START MATERIAL
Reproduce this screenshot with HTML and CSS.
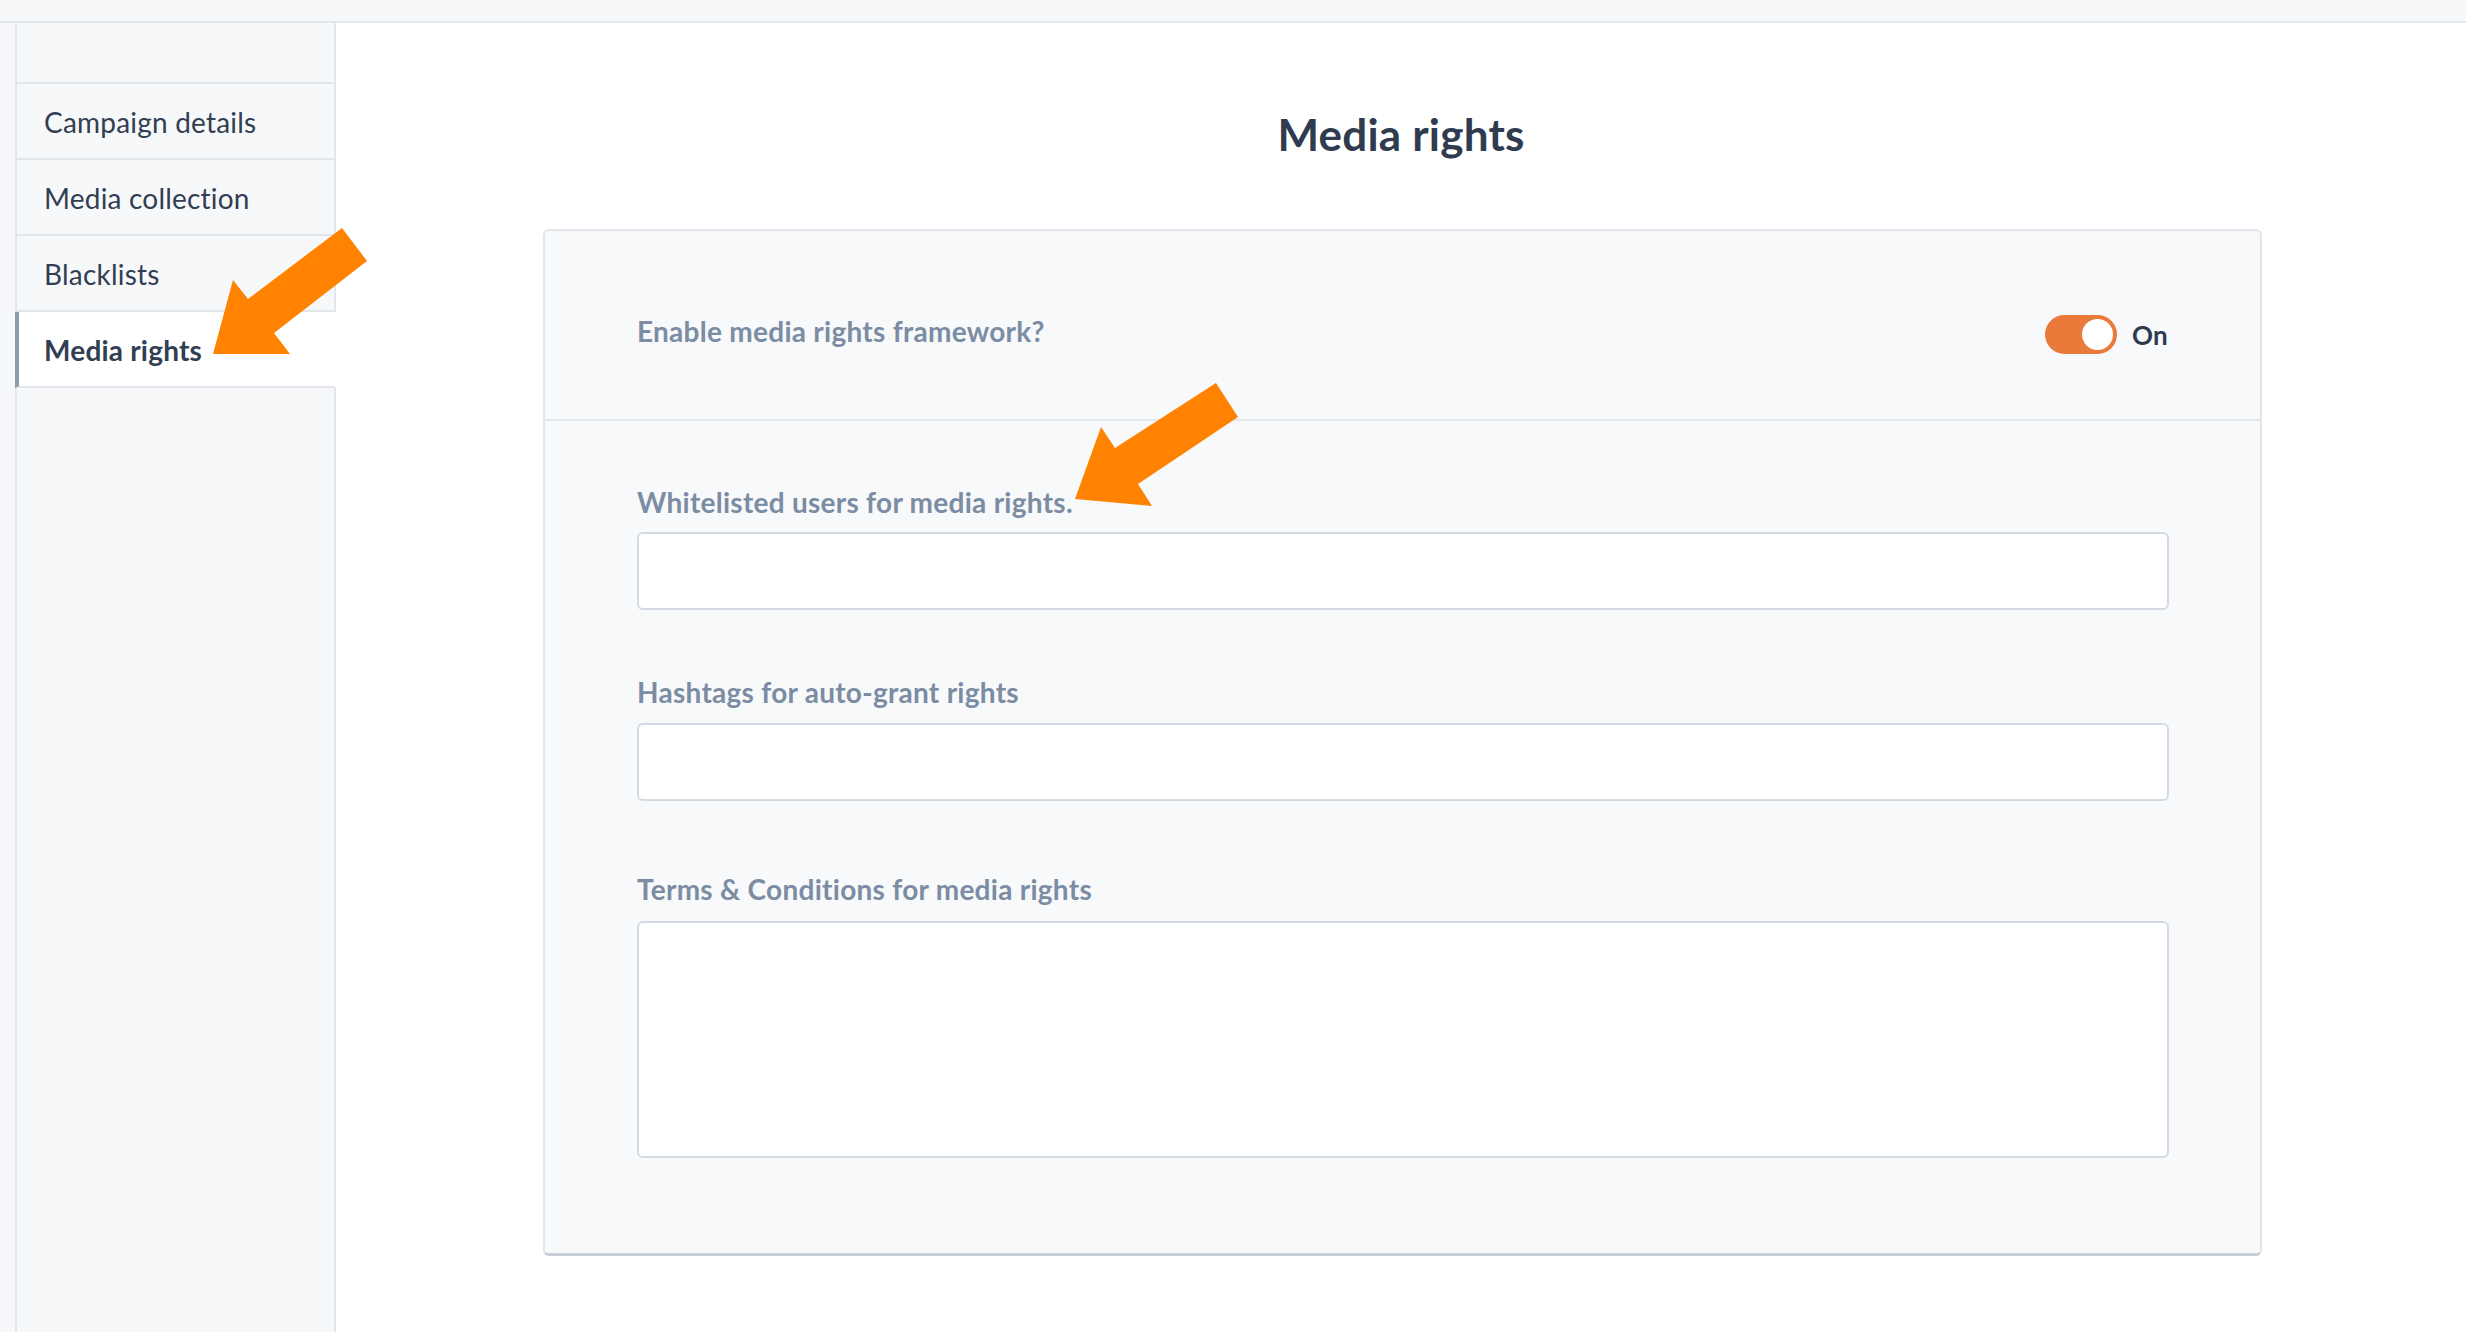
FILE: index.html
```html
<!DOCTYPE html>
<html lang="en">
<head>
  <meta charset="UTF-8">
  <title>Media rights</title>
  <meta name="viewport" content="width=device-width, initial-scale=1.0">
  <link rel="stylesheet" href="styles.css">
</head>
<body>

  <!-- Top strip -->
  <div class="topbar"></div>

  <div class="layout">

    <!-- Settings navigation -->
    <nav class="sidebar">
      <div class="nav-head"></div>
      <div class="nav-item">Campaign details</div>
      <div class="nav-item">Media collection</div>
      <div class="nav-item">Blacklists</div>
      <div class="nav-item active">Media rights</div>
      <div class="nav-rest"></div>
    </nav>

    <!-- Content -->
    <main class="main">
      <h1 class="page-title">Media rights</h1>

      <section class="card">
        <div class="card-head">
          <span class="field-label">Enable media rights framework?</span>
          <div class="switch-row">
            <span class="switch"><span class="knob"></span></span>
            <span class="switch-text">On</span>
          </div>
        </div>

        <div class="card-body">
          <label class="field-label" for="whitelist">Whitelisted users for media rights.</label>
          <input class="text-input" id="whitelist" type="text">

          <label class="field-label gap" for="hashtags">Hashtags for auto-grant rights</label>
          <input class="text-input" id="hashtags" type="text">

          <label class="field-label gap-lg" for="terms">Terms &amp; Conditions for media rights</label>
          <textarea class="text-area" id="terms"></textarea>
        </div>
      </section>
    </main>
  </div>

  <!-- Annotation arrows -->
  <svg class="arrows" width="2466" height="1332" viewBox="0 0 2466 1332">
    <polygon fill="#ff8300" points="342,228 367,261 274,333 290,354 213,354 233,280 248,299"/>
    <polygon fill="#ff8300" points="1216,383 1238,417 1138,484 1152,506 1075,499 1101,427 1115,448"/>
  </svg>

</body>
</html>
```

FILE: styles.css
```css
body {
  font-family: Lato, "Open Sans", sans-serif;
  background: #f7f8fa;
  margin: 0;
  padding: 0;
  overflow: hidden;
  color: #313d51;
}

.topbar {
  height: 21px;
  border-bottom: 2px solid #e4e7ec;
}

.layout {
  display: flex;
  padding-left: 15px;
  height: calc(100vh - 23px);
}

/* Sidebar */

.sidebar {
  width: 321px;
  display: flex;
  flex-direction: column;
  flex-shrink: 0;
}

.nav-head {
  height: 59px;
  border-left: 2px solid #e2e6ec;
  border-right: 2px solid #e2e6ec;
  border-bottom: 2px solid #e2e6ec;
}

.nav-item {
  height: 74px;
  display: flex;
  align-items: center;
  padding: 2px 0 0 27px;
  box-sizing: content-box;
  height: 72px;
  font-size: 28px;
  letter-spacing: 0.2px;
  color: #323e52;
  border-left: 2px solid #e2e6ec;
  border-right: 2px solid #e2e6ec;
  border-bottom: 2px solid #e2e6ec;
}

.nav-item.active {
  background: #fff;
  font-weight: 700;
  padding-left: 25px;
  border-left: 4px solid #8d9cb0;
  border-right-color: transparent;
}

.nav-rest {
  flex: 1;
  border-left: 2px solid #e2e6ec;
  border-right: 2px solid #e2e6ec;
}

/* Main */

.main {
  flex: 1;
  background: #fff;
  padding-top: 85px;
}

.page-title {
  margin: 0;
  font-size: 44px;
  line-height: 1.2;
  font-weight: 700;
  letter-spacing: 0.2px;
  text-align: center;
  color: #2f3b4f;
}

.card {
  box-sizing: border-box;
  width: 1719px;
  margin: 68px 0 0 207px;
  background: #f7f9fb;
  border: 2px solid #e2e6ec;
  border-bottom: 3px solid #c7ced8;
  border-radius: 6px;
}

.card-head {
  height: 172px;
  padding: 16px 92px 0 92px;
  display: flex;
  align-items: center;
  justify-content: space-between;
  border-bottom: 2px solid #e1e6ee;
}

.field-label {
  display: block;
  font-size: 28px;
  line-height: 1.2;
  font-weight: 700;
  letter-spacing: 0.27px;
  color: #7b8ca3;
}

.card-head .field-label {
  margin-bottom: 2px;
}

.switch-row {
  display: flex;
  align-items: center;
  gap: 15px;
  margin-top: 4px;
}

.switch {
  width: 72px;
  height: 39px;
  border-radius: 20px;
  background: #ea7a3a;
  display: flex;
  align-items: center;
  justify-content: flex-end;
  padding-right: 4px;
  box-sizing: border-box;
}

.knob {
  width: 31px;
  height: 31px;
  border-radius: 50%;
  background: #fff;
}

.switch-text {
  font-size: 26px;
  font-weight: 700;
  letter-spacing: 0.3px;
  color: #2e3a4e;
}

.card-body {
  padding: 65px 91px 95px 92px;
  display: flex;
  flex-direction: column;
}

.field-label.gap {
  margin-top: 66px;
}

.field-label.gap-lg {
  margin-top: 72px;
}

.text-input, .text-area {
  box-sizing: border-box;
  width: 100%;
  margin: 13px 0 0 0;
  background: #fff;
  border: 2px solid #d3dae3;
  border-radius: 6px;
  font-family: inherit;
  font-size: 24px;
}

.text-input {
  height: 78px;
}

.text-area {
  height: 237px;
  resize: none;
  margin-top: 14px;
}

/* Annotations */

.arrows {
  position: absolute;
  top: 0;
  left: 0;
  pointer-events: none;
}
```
END MATERIAL
▶ PROBLEM REQUIREMENTS:
Print out the lines exactly, skipping any picture.

▶ ANSWER:
Reproduce this screenshot with HTML and CSS.
FILE: index.html
```html
<!DOCTYPE html>
<html lang="en">
<head>
  <meta charset="UTF-8">
  <title>Media rights</title>
  <meta name="viewport" content="width=device-width, initial-scale=1.0">
  <link rel="stylesheet" href="styles.css">
</head>
<body>

  <!-- Top strip -->
  <div class="topbar"></div>

  <div class="layout">

    <!-- Settings navigation -->
    <nav class="sidebar">
      <div class="nav-head"></div>
      <div class="nav-item">Campaign details</div>
      <div class="nav-item">Media collection</div>
      <div class="nav-item">Blacklists</div>
      <div class="nav-item active">Media rights</div>
      <div class="nav-rest"></div>
    </nav>

    <!-- Content -->
    <main class="main">
      <h1 class="page-title">Media rights</h1>

      <section class="card">
        <div class="card-head">
          <span class="field-label">Enable media rights framework?</span>
          <div class="switch-row">
            <span class="switch"><span class="knob"></span></span>
            <span class="switch-text">On</span>
          </div>
        </div>

        <div class="card-body">
          <label class="field-label" for="whitelist">Whitelisted users for media rights.</label>
          <input class="text-input" id="whitelist" type="text">

          <label class="field-label gap" for="hashtags">Hashtags for auto-grant rights</label>
          <input class="text-input" id="hashtags" type="text">

          <label class="field-label gap-lg" for="terms">Terms &amp; Conditions for media rights</label>
          <textarea class="text-area" id="terms"></textarea>
        </div>
      </section>
    </main>
  </div>

  <!-- Annotation arrows -->
  <svg class="arrows" width="2466" height="1332" viewBox="0 0 2466 1332">
    <polygon fill="#ff8300" points="342,228 367,261 274,333 290,354 213,354 233,280 248,299"/>
    <polygon fill="#ff8300" points="1216,383 1238,417 1138,484 1152,506 1075,499 1101,427 1115,448"/>
  </svg>

</body>
</html>
```

FILE: styles.css
```css
body {
  font-family: Lato, "Open Sans", sans-serif;
  background: #f7f8fa;
  margin: 0;
  padding: 0;
  overflow: hidden;
  color: #313d51;
}

.topbar {
  height: 21px;
  border-bottom: 2px solid #e4e7ec;
}

.layout {
  display: flex;
  padding-left: 15px;
  height: calc(100vh - 23px);
}

/* Sidebar */

.sidebar {
  width: 321px;
  display: flex;
  flex-direction: column;
  flex-shrink: 0;
}

.nav-head {
  height: 59px;
  border-left: 2px solid #e2e6ec;
  border-right: 2px solid #e2e6ec;
  border-bottom: 2px solid #e2e6ec;
}

.nav-item {
  height: 74px;
  display: flex;
  align-items: center;
  padding: 2px 0 0 27px;
  box-sizing: content-box;
  height: 72px;
  font-size: 28px;
  letter-spacing: 0.2px;
  color: #323e52;
  border-left: 2px solid #e2e6ec;
  border-right: 2px solid #e2e6ec;
  border-bottom: 2px solid #e2e6ec;
}

.nav-item.active {
  background: #fff;
  font-weight: 700;
  padding-left: 25px;
  border-left: 4px solid #8d9cb0;
  border-right-color: transparent;
}

.nav-rest {
  flex: 1;
  border-left: 2px solid #e2e6ec;
  border-right: 2px solid #e2e6ec;
}

/* Main */

.main {
  flex: 1;
  background: #fff;
  padding-top: 85px;
}

.page-title {
  margin: 0;
  font-size: 44px;
  line-height: 1.2;
  font-weight: 700;
  letter-spacing: 0.2px;
  text-align: center;
  color: #2f3b4f;
}

.card {
  box-sizing: border-box;
  width: 1719px;
  margin: 68px 0 0 207px;
  background: #f7f9fb;
  border: 2px solid #e2e6ec;
  border-bottom: 3px solid #c7ced8;
  border-radius: 6px;
}

.card-head {
  height: 172px;
  padding: 16px 92px 0 92px;
  display: flex;
  align-items: center;
  justify-content: space-between;
  border-bottom: 2px solid #e1e6ee;
}

.field-label {
  display: block;
  font-size: 28px;
  line-height: 1.2;
  font-weight: 700;
  letter-spacing: 0.27px;
  color: #7b8ca3;
}

.card-head .field-label {
  margin-bottom: 2px;
}

.switch-row {
  display: flex;
  align-items: center;
  gap: 15px;
  margin-top: 4px;
}

.switch {
  width: 72px;
  height: 39px;
  border-radius: 20px;
  background: #ea7a3a;
  display: flex;
  align-items: center;
  justify-content: flex-end;
  padding-right: 4px;
  box-sizing: border-box;
}

.knob {
  width: 31px;
  height: 31px;
  border-radius: 50%;
  background: #fff;
}

.switch-text {
  font-size: 26px;
  font-weight: 700;
  letter-spacing: 0.3px;
  color: #2e3a4e;
}

.card-body {
  padding: 65px 91px 95px 92px;
  display: flex;
  flex-direction: column;
}

.field-label.gap {
  margin-top: 66px;
}

.field-label.gap-lg {
  margin-top: 72px;
}

.text-input, .text-area {
  box-sizing: border-box;
  width: 100%;
  margin: 13px 0 0 0;
  background: #fff;
  border: 2px solid #d3dae3;
  border-radius: 6px;
  font-family: inherit;
  font-size: 24px;
}

.text-input {
  height: 78px;
}

.text-area {
  height: 237px;
  resize: none;
  margin-top: 14px;
}

/* Annotations */

.arrows {
  position: absolute;
  top: 0;
  left: 0;
  pointer-events: none;
}
```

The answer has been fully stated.